Au début de cette année, les trois syndicats sont allés chez Bart Tommelein pour discuter de la meilleure façon de résoudre le problème du travail au noir. Nous voulions impliquer la concertation sociale (employeurs, syndicats et gouvernement). Le secrétaire d’Etat a répondu qu’il était partant pour faire cela, qu’une table ronde aurait lieu. Cela n’a jamais été le cas. Pour répondre à votre question, sa nouvelle loi ne résout rien. J’ajouterais même qu’on connaît la créativité en la matière dans le secteur. Et que cette mesure ouvre la porte à plus encore de créativité qu’aujourd’hui. Nous sommes vraiment inquiets pour l’emploi durable dans notre secteur. On parle toujours du travail au noir, mais il ne faut pas oublier qu’il y a tout de même 120 000 personnes qui travaillent "en blanc" dans l’Horeca.
Et au noir ?
C’est par définition compliqué à mesurer. Certainement plusieurs milliers. Pour avoir une idée, on avance généralement le chiffre de 40 % pour évaluer la proportion des revenus de l’Horeca qui sont du noir.
Les flexi-jobs sont accessibles à des personnes ayant un contrat d’un minimum de 4/5e temps ailleurs. Cela concerne-t-il vraiment beaucoup de monde ?

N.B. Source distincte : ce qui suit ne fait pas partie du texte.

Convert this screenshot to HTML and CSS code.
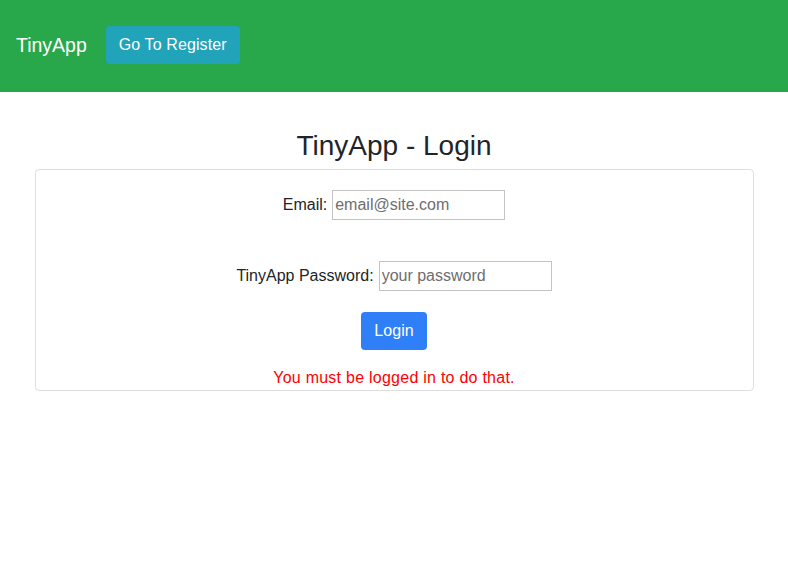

Mais oui, c’est courant dans l’Horeca. Il y a beaucoup de gens employés dans ce secteur qui ont un temps partiel de salarié. Imaginez-vous un instant que vous soyez traiteur. Demain, vous devez engager. Vous avez, d’un côté, un système sans aucune obligation et, de l’autre, un système de travailleurs fixes, avec un tas de règles à suivre : qu’allez-vous choisir ? En plus, les flexi-jobs vous coûtent moins cher et tout est convenu entre travailleur et employeur, individuellement, même pas nécessairement par écrit… C’est la raison pour laquelle je vous dis que nous sommes inquiets pour les emplois durables.
Les flexi-jobs pourraient-ils remplacer ces emplois fixes ?
Non, il y aura toujours des emplois fixes évidemment. Mais je suis certain que la proportion va diminuer avec ce système qui va encourager la concurrence déloyale.
De quelle façon ?
Reprenons le même exemple du traiteur qui engage. Deux travailleurs fixes travaillent pour lui, ainsi que dix "flexi-jobs". Son concurrent d’en face n’emploie que des travailleurs fixes. Les marges de prix ne sont pas d’une grandeur telle que cette concurrence puisse être facilement supportée. Et puis il ne faut pas oublier de se poser la question de qui va payer la facture. Puisque le travailleur ne paie ni taxes ni ONSS, qui paiera la note de la sécurité sociale ?
Seul l’Horeca est-il concerné ?
Interrogé à la VRT, Bart Tommelein a clairement répété ce que Gwendoline Rutten du VLD avait déjà dit, à savoir qu’il s’agit d’une expérience dans l’Horeca et que, si celle-ci s’avère positive, on pourrait l’élargir à d’autres secteurs.